Ação conjunta Os problemas acarretados pela dispersão urbana fornecem um indicativo extremamente importante para aqueles que estão preocupados em promover uma gestão mais eficiente das aglomerações urbanas, na opinião de Ricardo Ojima. De acordo com ele, os intensos movimentos pendulares executados pelos moradores dessas regiões metropolitanas, oficializadas ou não, sugerem, para ficar num único exemplo, que a busca por soluções deve ter uma dimensão supramunicipal. Em outros termos, o pesquisador defende a idéia de uma gestão metropolitana. “Infelizmente, isso nunca houve de fato no Brasil. Nós temos algumas iniciativas nesse sentido, como a formação de consórcios intermunicipais, mas eles são poucos e estão restritos a temas escassos”, lamenta.
A partir da Constituição de 1988, explica o pesquisador, ocorreu uma transferência de poderes da esfera federal para a municipal. Ato contínuo, as cidades começaram a competir entre si, em diversos aspectos. Um exemplo cabal desse comportamento é a chamada guerra fiscal, por meio da qual um município oferece uma série de vantagens (isenção tributária, doação de terreno etc) para que uma empresa deixe a sede atual e transfira-se para o seu território. “Essa e outras posturas acabaram por consolidar um pensamento muito individualizado por parte dos administradores públicos. Ocorre, entretanto, que atualmente um prefeito não pode mais refletir sobre os problemas de saúde, transporte e saneamento básico da sua cidade sem levar em conta o que ocorre a sua volta”, afirma.

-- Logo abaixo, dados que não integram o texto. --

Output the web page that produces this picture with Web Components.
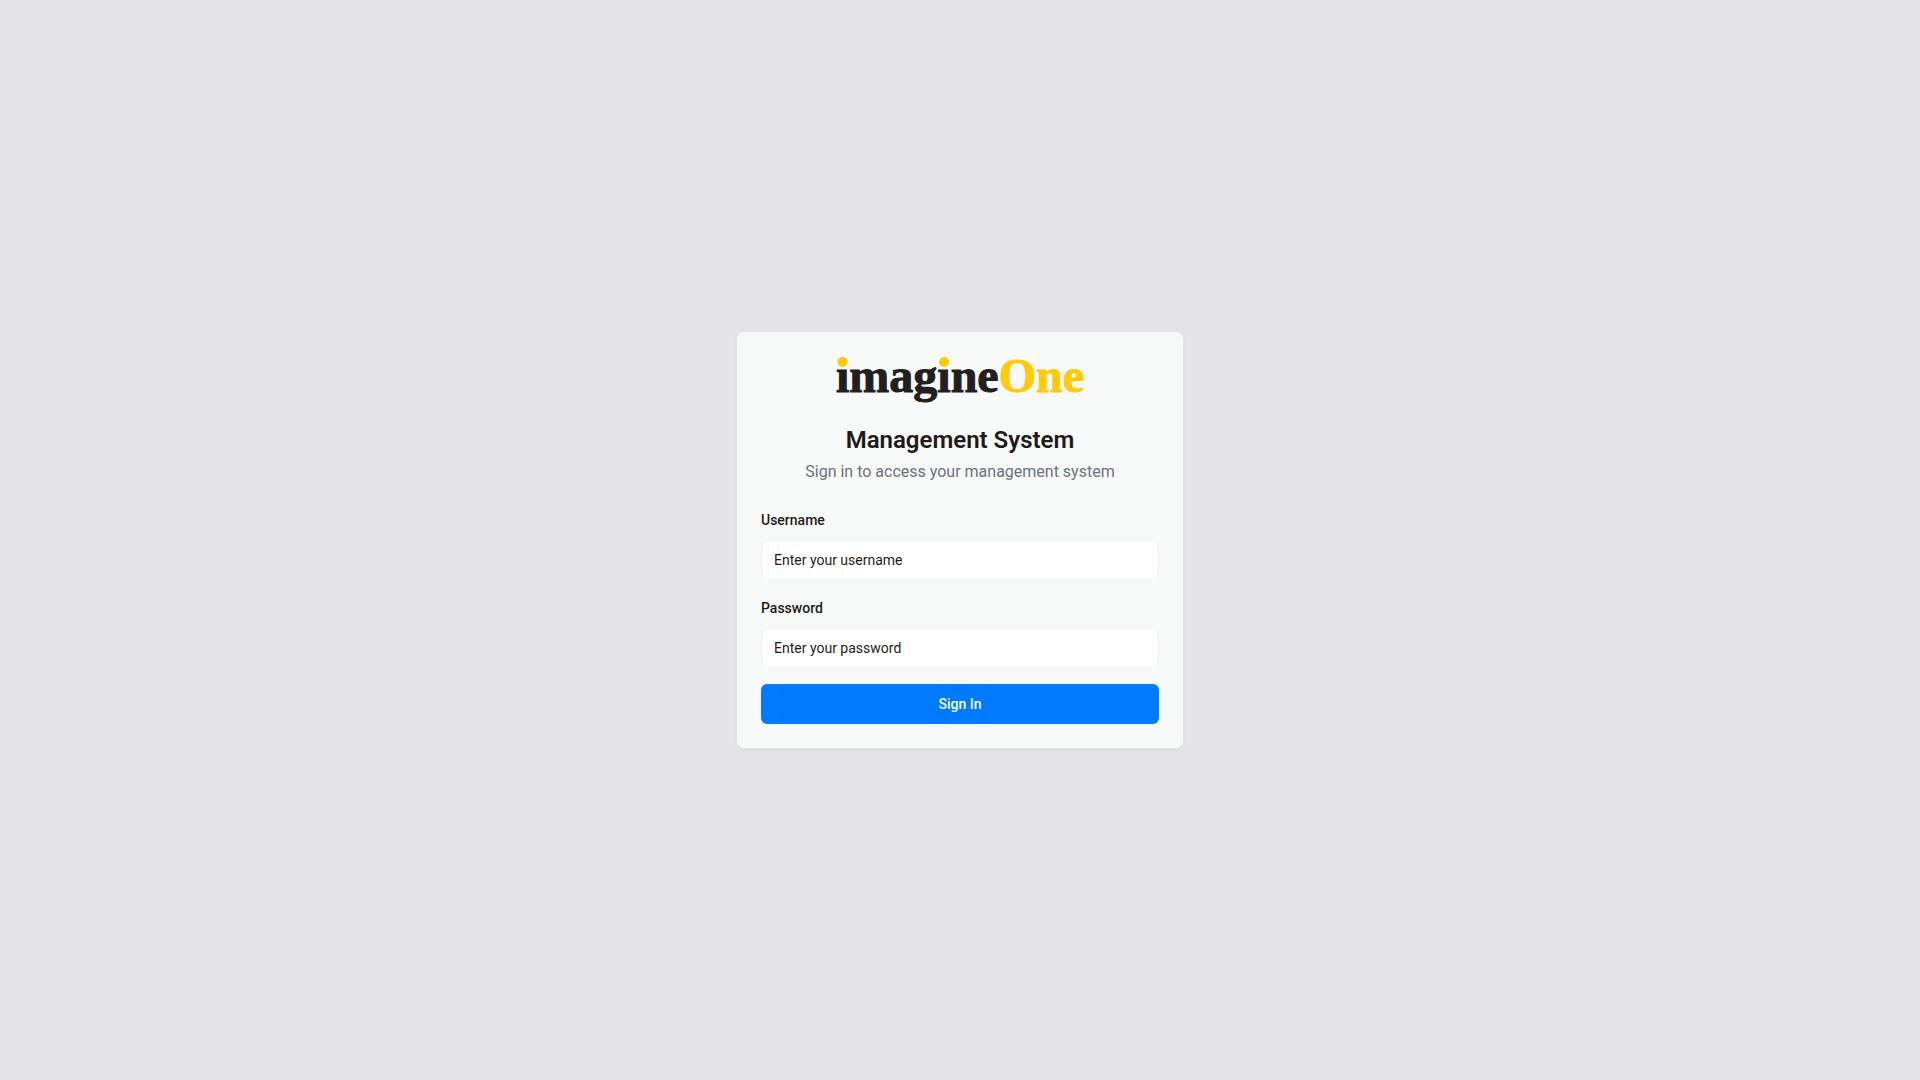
<!DOCTYPE html>
<html lang="en">
<head>
    <meta charset="UTF-8">
    <meta name="viewport" content="width=device-width, initial-scale=1">
    <title>imagineOne - Sign In</title>
    <style>
        body {
            margin: 0;
            background: #e4e4e6;
            color: #1f1b18;
            font: 16px/24px Roboto, sans-serif;
        }
    </style>
</head>
<body>
    <login-page>
        <login-card>
            <brand-logo slot="logo"></brand-logo>
            <span slot="title">Management System</span>
            <span slot="description">Sign in to access your management system</span>
            <login-form></login-form>
        </login-card>
    </login-page>

    <script>
        class LoginPage extends HTMLElement {
            constructor() {
                super();
                this.attachShadow({mode: 'open'}).innerHTML = `
                    <style>
                        :host {
                            display: flex;
                            align-items: center;
                            justify-content: center;
                            min-height: 100vh;
                            padding: 16px;
                            box-sizing: border-box;
                        }
                    </style>
                    <slot></slot>
                `;
            }
        }

        class BrandLogo extends HTMLElement {
            constructor() {
                super();
                this.attachShadow({mode: 'open'}).innerHTML = `
                    <style>
                        :host {
                            display: block;
                        }

                        svg {
                            display: block;
                            width: 250px;
                            height: 48px;
                            margin: 0 auto;
                            overflow: visible;
                        }

                        text {
                            font: bold 48px "Liberation Serif", serif;
                            fill: #231f20;
                            stroke: #231f20;
                            stroke-width: 1px;
                        }

                        .accent {
                            fill: #ffcb08;
                        }

                        tspan.accent {
                            stroke: #ffcb08;
                        }
                    </style>
                    <svg viewBox="0 0 250 48" role="img" aria-label="imagineOne">
                        <text x="1" y="36">imagine<tspan class="accent">One</tspan></text>
                        <!-- yellow dots over both letters i -->
                        <circle class="accent" cx="7.4" cy="6" r="5"/>
                        <circle class="accent" cx="109" cy="6" r="5"/>
                    </svg>
                `;
            }
        }

        class LoginCard extends HTMLElement {
            constructor() {
                super();
                this.attachShadow({mode: 'open'}).innerHTML = `
                    <style>
                        :host {
                            display: flex;
                            flex-direction: column;
                            gap: 24px;
                            width: 100%;
                            max-width: 448px;
                            box-sizing: border-box;
                            padding: 24px;
                            background: #f7f9f8;
                            border: 1px solid #e3e5ea;
                            border-radius: 8px;
                            box-shadow: 0 1px 2px rgba(0, 0, 0, 0.05);
                        }

                        header {
                            text-align: center;
                        }

                        h1 {
                            margin: 20px 0 4px;
                            font-size: 24px;
                            line-height: 32px;
                            font-weight: 600;
                        }

                        p {
                            margin: 0;
                            color: #6b7280;
                        }
                    </style>
                    <header>
                        <slot name="logo"></slot>
                        <h1><slot name="title"></slot></h1>
                        <p><slot name="description"></slot></p>
                    </header>
                    <slot></slot>
                `;
            }
        }

        class FormField extends HTMLElement {
            constructor() {
                super();
                this.attachShadow({mode: 'open'}).innerHTML = `
                    <style>
                        :host {
                            display: flex;
                            flex-direction: column;
                            gap: 8px;
                        }

                        label {
                            font-size: 14px;
                            line-height: 24px;
                            font-weight: 500;
                        }

                        input {
                            width: 100%;
                            height: 40px;
                            box-sizing: border-box;
                            padding: 8px 12px;
                            background: #fff;
                            border: 1px solid #f0f2f1;
                            border-radius: 6px;
                            color: inherit;
                            font: 14px/20px Roboto, sans-serif;
                        }

                        input::placeholder {
                            color: inherit;
                            opacity: 1;
                        }

                        input:focus {
                            outline: 2px solid #007bff;
                        }
                    </style>
                    <label for="field"><slot></slot></label>
                    <input id="field">
                `;
            }

            connectedCallback() {
                let input = this.shadowRoot.querySelector('input');
                input.type = this.getAttribute('type') || 'text';
                input.placeholder = this.getAttribute('placeholder') || '';
            }
        }

        class LoginForm extends HTMLElement {
            constructor() {
                super();
                this.attachShadow({mode: 'open'}).innerHTML = `
                    <style>
                        :host {
                            display: block;
                        }

                        form {
                            display: flex;
                            flex-direction: column;
                            gap: 16px;
                        }

                        button {
                            height: 40px;
                            padding: 8px 16px;
                            background: #007bff;
                            border: none;
                            border-radius: 6px;
                            color: #f8fafc;
                            font: 500 14px/20px Roboto, sans-serif;
                            cursor: pointer;
                        }

                        button:hover {
                            background: #1a88ff;
                        }
                    </style>
                    <form>
                        <form-field placeholder="Enter your username">Username</form-field>
                        <form-field type="password" placeholder="Enter your password">Password</form-field>
                        <button type="submit">Sign In</button>
                    </form>
                `;
                this.shadowRoot.querySelector('form').onsubmit = function (event) {
                    event.preventDefault();
                };
            }
        }

        window.customElements.define('login-page', LoginPage);
        window.customElements.define('brand-logo', BrandLogo);
        window.customElements.define('login-card', LoginCard);
        window.customElements.define('form-field', FormField);
        window.customElements.define('login-form', LoginForm);
    </script>
</body>
</html>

A criação das regiões metropolitanas, conforme o pesquisador, gerou a ilusão de que essa visão ampliada surgiria naturalmente. Na prática, no entanto, não foi isso o que se verificou. “Ainda precisamos evoluir muito em relação a esse pensamento metropolitano”, atesta. Segundo Ricardo Ojima, que foi orientado pelo professor Daniel Hogan, existe na literatura uma certa polêmica em relação ao que seria mais viável: uma cidade dispersa ou uma compacta. “A partir do que tenho estudado e pesquisado, minha posição é de que as áreas que apresentam dispersão urbana acarretam maiores impactos negativos ao meio ambiente e, como conseqüência, à qualidade de vida de seus moradores”, defende.